The verbal and audio layers are two parts of the same opening. For how they sit alongside movement, framing, and the rest of the craft, see what makes a good video ad for mobile apps.
Frequently Asked Questions
What are the four parts of a verbal hook?
Audience, Problem or Desire, Unexpected Angle, and Implied Outcome, in that order. The audience self-selects, the problem creates stakes, the unexpected angle opens a loop, and the implied outcome gives the viewer a reason to keep watching.
How many verbal hook variations should I record?
Record 5 to 10 variations. Hooks are variables, not final drafts, so you generate several openings and let testing find the winner rather than committing to a single line.
Should audio ever be louder than the spoken hook?
No.
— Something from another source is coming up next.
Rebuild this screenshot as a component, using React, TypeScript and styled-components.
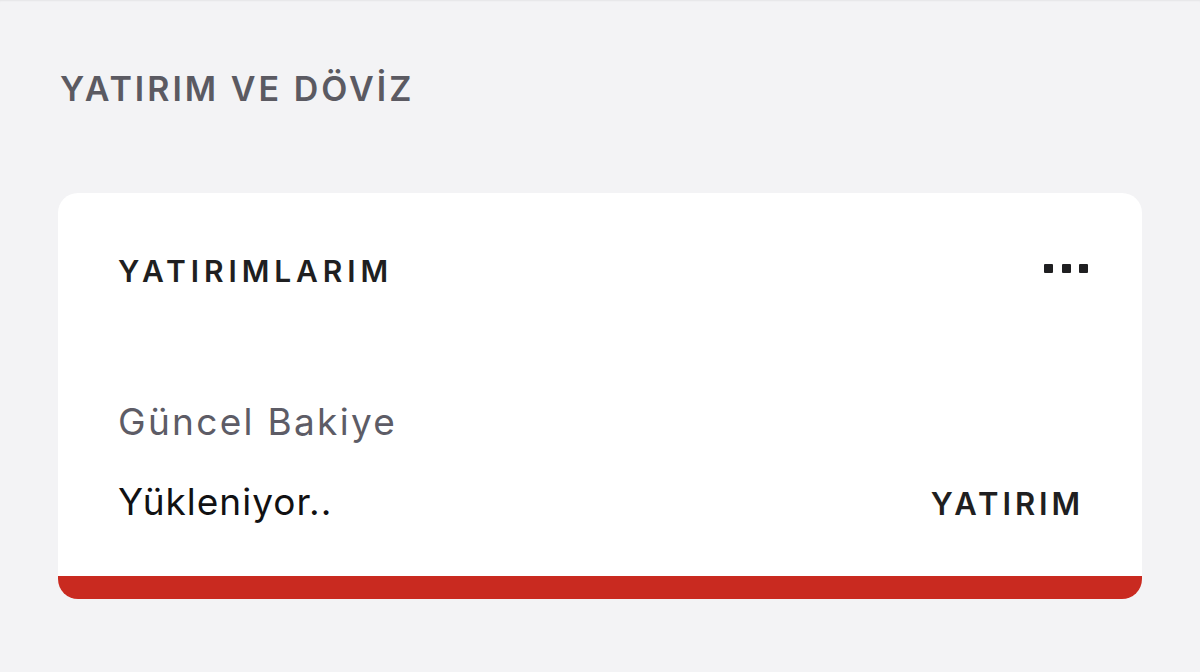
import React from "react"
import styled, { createGlobalStyle } from "styled-components"

const GlobalStyle = createGlobalStyle`
  html, body {
    margin: 0;
    padding: 0;
    background: #f3f3f5;
    font-family: Inter, "Noto Sans", sans-serif;
  }
`

const Page = styled.div`
  display: flex;
  flex-direction: column;
  box-sizing: border-box;
  width: 100%;
  min-height: 672px;
  padding: 0 58px;
  background: #f3f3f5;
  box-shadow: inset 0 2px 2px -1px rgba(0, 0, 0, 0.06);
`

const SectionTitle = styled.h2`
  margin: 67px 0 0 2px;
  font-size: 34px;
  font-weight: 600;
  letter-spacing: 3px;
  color: #5b5a62;
  line-height: 44px;
`

const Card = styled.section`
  display: flex;
  flex-direction: column;
  margin-top: 82px;
  background: #ffffff;
  border-radius: 20px;
  overflow: hidden;
`

const CardBody = styled.div`
  display: flex;
  flex-direction: column;
  padding: 58px 58px 50px 60px;
`

const HeaderRow = styled.div`
  display: flex;
  justify-content: space-between;
  align-items: center;
`

const CardTitle = styled.h3`
  margin: 0;
  font-size: 30px;
  font-weight: 600;
  letter-spacing: 4.9px;
  color: #1f1f21;
  line-height: 40px;
`

const Dots = styled.div`
  display: flex;
  gap: 8.5px;
  margin-right: -4px;
  margin-top: -6px;
`

const Dot = styled.span`
  width: 9px;
  height: 9px;
  background: #1f1f21;
  border-radius: 1px;
`

const Label = styled.div`
  margin-top: 107px;
  font-size: 37px;
  letter-spacing: 2.3px;
  color: #5d5c66;
  line-height: 48px;
`

const FooterRow = styled.div`
  display: flex;
  justify-content: space-between;
  align-items: baseline;
  margin-top: 32px;
`

const Value = styled.div`
  font-size: 37px;
  letter-spacing: 1px;
  color: #111113;
  line-height: 48px;
`

const ActionLink = styled.button`
  border: none;
  background: none;
  padding: 0;
  font-family: inherit;
  font-size: 31px;
  font-weight: 600;
  letter-spacing: 3.9px;
  color: #1f1f21;
  line-height: 40px;
`

const AccentBar = styled.div`
  height: 23px;
  background: #c92a20;
`

export default function App() {
  return (
    <>
      <GlobalStyle />
      <Page>
        <SectionTitle>YATIRIM VE DÖVİZ</SectionTitle>
        <Card>
          <CardBody>
            <HeaderRow>
              <CardTitle>YATIRIMLARIM</CardTitle>
              <Dots>
                <Dot />
                <Dot />
                <Dot />
              </Dots>
            </HeaderRow>
            <Label>Güncel Bakiye</Label>
            <FooterRow>
              <Value>Yükleniyor..</Value>
              <ActionLink>YATIRIM</ActionLink>
            </FooterRow>
          </CardBody>
          <AccentBar />
        </Card>
      </Page>
    </>
  )
}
Audio amplifies the emotion, but it must never overpower verbal clarity. If the speech becomes unclear, retention drops immediately, so keep the words crisp and the sound supportive.
How do I pick the right audio for a hook?
Start by naming the emotion you want in the first three seconds, then map it to its audio hook: tension to a subtle riser, reward to a notification sound, contrast to sudden silence, and so on. Choose the sound that raises the feeling the verbal line is already creating.
Methodology note: this article is grounded in RocketShip HQ’s internal creative hook framework, covering the verbal hook structure, delivery rules, and the emotion-to-audio mappings used in our brief writing.